* **Problem details**: Collect all lines below with the string "index".

* **Source excerpt**:

◆ ◆ ◆ ◆ ◆ ◆ ◆

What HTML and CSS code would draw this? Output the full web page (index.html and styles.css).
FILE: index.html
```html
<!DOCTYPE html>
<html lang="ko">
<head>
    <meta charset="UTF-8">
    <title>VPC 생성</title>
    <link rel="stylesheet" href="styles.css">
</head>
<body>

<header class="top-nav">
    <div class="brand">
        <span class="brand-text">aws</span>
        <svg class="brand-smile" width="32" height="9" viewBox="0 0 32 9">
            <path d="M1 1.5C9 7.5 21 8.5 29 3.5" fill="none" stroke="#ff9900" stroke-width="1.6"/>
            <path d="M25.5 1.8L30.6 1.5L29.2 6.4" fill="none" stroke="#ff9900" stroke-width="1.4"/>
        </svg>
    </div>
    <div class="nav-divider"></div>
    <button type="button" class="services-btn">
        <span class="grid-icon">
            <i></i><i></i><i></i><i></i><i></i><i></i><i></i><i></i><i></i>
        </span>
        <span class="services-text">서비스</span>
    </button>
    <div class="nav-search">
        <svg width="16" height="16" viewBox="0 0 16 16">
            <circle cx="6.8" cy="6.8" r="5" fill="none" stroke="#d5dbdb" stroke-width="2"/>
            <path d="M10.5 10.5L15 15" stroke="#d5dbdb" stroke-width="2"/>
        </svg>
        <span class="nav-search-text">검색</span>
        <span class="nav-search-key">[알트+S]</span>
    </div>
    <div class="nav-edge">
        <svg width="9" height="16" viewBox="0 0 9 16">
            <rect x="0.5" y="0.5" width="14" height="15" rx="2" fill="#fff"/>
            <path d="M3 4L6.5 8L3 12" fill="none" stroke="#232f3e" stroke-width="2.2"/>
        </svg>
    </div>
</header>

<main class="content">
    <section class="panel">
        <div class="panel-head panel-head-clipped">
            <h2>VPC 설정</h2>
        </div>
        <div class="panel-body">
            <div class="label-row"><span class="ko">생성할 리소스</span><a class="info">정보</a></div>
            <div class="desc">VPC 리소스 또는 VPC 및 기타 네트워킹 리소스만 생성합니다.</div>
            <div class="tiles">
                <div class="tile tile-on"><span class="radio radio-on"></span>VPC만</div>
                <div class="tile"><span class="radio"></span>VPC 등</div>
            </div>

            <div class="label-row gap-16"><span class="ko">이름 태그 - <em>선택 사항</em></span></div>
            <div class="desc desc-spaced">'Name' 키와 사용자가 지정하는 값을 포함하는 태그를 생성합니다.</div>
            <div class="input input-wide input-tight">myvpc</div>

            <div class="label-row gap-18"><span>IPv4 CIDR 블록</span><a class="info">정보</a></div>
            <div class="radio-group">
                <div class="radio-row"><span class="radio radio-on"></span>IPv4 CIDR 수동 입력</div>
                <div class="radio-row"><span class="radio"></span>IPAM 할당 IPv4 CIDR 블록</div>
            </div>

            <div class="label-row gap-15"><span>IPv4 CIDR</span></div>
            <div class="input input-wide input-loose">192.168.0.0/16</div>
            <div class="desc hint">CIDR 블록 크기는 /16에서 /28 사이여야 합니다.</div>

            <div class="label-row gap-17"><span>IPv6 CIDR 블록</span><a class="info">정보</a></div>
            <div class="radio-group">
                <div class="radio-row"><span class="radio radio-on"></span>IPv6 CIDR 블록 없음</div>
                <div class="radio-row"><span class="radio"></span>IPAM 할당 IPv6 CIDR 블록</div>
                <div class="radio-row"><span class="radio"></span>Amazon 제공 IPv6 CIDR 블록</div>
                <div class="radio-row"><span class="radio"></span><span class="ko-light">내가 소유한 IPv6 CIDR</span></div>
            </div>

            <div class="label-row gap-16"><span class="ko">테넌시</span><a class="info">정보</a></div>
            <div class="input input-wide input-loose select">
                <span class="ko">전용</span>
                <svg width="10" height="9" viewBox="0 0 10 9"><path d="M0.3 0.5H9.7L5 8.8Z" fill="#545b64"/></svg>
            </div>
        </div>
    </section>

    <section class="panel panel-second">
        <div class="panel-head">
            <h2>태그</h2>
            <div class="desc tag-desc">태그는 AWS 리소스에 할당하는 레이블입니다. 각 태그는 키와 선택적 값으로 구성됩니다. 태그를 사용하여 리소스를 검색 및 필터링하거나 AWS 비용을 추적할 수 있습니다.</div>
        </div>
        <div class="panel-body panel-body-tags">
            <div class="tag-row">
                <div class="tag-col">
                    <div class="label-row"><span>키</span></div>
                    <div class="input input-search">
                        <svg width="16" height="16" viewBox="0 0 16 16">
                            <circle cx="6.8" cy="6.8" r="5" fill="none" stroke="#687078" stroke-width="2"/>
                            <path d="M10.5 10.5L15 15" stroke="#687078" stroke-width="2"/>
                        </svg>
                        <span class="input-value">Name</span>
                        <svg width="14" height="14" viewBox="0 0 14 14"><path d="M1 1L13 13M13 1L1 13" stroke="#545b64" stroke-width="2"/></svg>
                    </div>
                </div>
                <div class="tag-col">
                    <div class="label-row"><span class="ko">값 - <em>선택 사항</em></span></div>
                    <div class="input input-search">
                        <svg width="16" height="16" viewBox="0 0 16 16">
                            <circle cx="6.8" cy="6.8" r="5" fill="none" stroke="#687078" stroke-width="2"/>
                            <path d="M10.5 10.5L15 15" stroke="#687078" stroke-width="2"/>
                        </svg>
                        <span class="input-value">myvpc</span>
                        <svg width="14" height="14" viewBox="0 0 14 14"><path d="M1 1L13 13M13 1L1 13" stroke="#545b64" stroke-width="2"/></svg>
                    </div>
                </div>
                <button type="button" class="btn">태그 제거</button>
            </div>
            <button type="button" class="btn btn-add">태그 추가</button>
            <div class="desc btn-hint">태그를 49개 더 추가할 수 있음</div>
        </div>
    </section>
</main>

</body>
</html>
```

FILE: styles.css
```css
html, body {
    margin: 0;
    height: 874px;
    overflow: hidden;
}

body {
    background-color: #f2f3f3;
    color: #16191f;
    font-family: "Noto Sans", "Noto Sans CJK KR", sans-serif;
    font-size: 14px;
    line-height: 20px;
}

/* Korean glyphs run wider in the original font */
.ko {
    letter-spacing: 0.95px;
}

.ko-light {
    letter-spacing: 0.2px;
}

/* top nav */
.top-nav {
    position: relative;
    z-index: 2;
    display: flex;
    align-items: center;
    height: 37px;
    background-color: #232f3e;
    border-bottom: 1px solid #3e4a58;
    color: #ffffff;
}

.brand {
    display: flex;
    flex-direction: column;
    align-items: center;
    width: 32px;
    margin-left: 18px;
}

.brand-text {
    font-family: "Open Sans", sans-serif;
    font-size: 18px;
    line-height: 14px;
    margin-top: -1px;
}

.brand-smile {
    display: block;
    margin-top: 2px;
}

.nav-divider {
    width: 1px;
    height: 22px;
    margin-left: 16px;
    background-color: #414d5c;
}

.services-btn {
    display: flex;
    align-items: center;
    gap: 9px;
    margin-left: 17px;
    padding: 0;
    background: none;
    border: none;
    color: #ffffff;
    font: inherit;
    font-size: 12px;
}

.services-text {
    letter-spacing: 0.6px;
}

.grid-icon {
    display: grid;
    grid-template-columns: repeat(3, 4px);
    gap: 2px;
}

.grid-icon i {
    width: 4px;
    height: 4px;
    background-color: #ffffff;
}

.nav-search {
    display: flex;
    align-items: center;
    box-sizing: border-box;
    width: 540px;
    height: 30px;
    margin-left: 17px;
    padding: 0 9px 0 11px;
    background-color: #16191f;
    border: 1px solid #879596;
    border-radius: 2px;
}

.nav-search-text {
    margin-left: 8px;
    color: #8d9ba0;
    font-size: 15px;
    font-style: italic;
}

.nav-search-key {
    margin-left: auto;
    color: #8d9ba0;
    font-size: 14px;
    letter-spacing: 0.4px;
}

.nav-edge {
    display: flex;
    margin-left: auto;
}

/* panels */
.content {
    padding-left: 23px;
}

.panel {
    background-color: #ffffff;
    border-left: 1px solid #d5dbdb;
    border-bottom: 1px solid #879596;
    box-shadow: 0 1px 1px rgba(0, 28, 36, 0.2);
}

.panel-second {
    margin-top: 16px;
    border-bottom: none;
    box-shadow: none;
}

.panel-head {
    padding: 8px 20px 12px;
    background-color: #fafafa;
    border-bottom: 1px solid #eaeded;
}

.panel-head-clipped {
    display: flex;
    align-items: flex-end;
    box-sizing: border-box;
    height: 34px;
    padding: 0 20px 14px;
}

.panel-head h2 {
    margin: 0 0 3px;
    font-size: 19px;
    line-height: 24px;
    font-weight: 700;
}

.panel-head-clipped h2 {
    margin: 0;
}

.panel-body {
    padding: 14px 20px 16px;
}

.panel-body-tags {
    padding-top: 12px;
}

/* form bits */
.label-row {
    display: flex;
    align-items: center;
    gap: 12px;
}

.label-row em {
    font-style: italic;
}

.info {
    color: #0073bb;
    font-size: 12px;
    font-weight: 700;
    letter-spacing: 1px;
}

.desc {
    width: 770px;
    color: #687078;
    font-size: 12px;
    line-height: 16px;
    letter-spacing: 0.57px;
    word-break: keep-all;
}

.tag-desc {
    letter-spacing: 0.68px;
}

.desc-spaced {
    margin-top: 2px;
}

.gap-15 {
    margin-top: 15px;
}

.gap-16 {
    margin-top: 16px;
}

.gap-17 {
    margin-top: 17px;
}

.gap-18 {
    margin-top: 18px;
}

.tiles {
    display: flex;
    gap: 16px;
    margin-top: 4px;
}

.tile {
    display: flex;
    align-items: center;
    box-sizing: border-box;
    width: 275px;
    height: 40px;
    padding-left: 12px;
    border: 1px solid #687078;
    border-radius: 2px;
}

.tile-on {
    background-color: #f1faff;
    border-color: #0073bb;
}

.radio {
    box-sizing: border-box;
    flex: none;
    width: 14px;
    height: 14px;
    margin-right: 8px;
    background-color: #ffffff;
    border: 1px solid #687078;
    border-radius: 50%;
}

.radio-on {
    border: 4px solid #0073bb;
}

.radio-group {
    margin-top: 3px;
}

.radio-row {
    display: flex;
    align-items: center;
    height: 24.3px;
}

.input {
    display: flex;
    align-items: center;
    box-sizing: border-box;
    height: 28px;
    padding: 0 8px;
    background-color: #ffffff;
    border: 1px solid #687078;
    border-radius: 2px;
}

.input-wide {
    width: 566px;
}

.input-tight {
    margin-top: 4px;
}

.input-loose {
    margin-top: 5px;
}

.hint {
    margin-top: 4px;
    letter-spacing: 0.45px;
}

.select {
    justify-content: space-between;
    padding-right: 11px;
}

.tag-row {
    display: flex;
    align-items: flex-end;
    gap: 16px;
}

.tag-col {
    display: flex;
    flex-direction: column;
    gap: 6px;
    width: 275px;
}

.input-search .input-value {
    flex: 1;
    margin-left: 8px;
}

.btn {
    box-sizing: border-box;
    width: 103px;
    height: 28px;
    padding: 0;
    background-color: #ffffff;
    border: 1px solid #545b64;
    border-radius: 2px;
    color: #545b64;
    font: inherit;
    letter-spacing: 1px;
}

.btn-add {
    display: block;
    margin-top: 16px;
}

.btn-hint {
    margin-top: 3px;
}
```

◆ ◆ ◆ ◆ ◆ ◆ ◆

* **Result for this task**:
What HTML and CSS code would draw this? Output the full web page (index.html and styles.css).
FILE: index.html
    z-index: 2;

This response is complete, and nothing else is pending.